Excerpts from Jim Conrad's
Naturalist Newsletter

from the June 29, 2007 Newsletter issued from Sierra Gorda Biosphere Reserve, QUERÉTARO, MÉXICO
LITCHIS ALMOST MISSED

About a month ago pickup trucks began appearing parked along roads with men beside them selling bags of something halfway looking like dry, red strawberries. They were litchi fruits, litchi sometimes written as lychee, leechee, lichi and other ways. These roadside litchis came from "La Huasteca," the Huastec-Indian lowlands across the Sierra Madres to the east, in San Luis Potosí state.

The first time I tried to eat a litchi, immediately I discovered two things about them.

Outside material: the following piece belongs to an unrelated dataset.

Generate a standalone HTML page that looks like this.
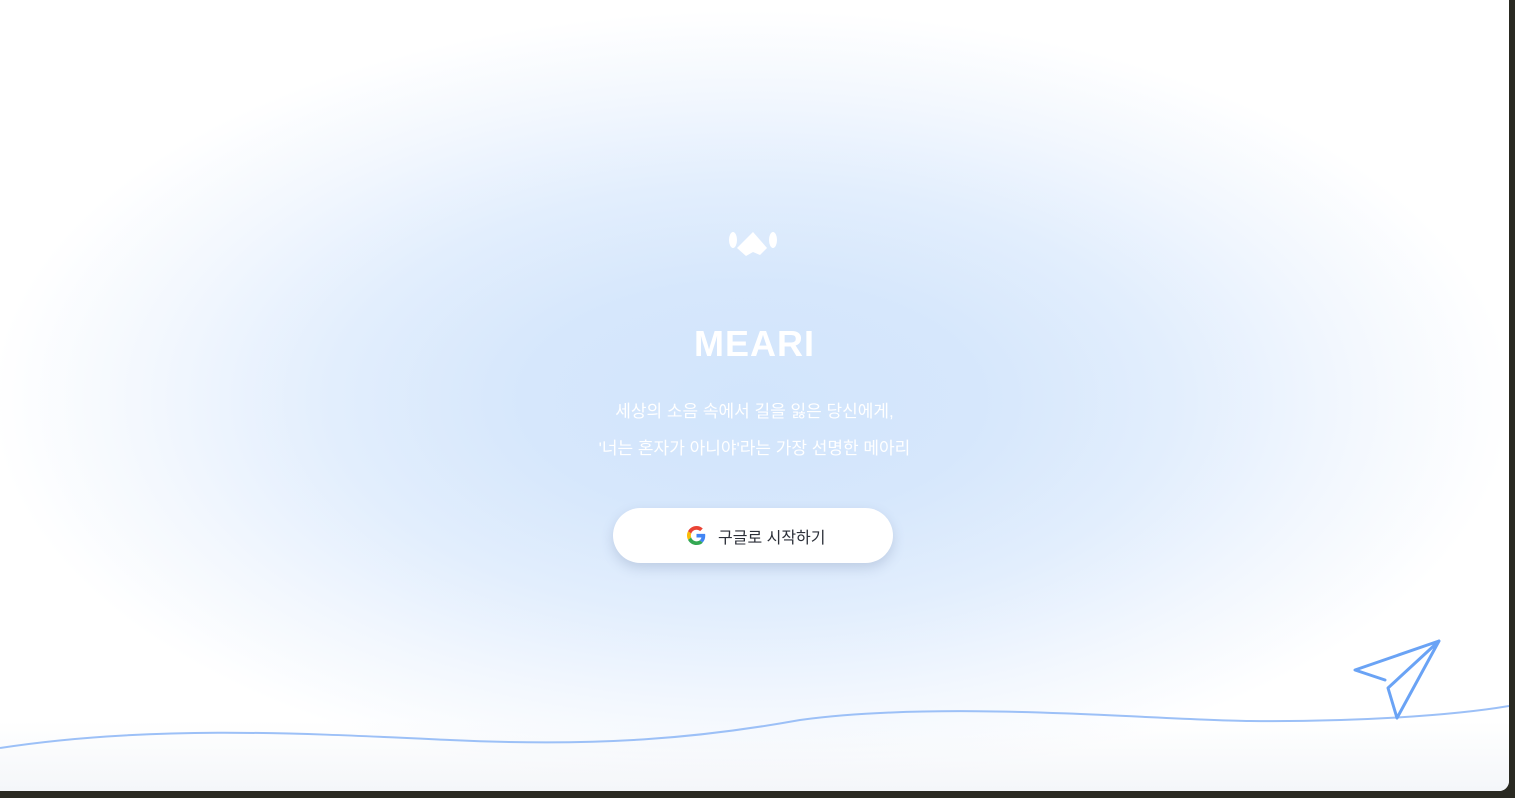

First, the red skin is so tough that if you bite the fruit the fruit tends to explode like a bitten egg. Second, inside there's a big, hard seed. You eat a litchi by removing the tough skin rather easily with your fingers, and then you can bite into the white flesh, avoiding the seed.

The litchi's white flesh tastes pretty good, having a wet, slippery texture like grapes, and it separates easily from the seeds, which are mildly toxic, I read.

The fellow who raises fighting roosters next to Reserve Headquarters has a litchi tree with branches accessible from the sidewalk. When litchis were first being sold from trucks along the road the rooster-farm tree's fruits were still immature so I figured our local litchi season would come along later, and I resolved to put off buying a bag until they appeared in the local market.

However, eventually the roadside vendors vanished but litchis never did appear in the local market, not even when the rooster fellow's tree matured and its fruits started disappearing. Finally someone told me that litchis aren't sold in the market, just along roads.

So, I missed litchi season, but I did manage to take a picture of a fruit on the rooster tree, next to a stem recently plucked by somebody else. The picture is below:

Litchi trees, LITCHI CHINENSIS

Litchi trees, LITCHI CHINENSIS, are from China. One reason the English name is written so many ways is that Litchi is transliterated from its Chinese name. The species is a member of the Soapberry Family, the Sapindaceae.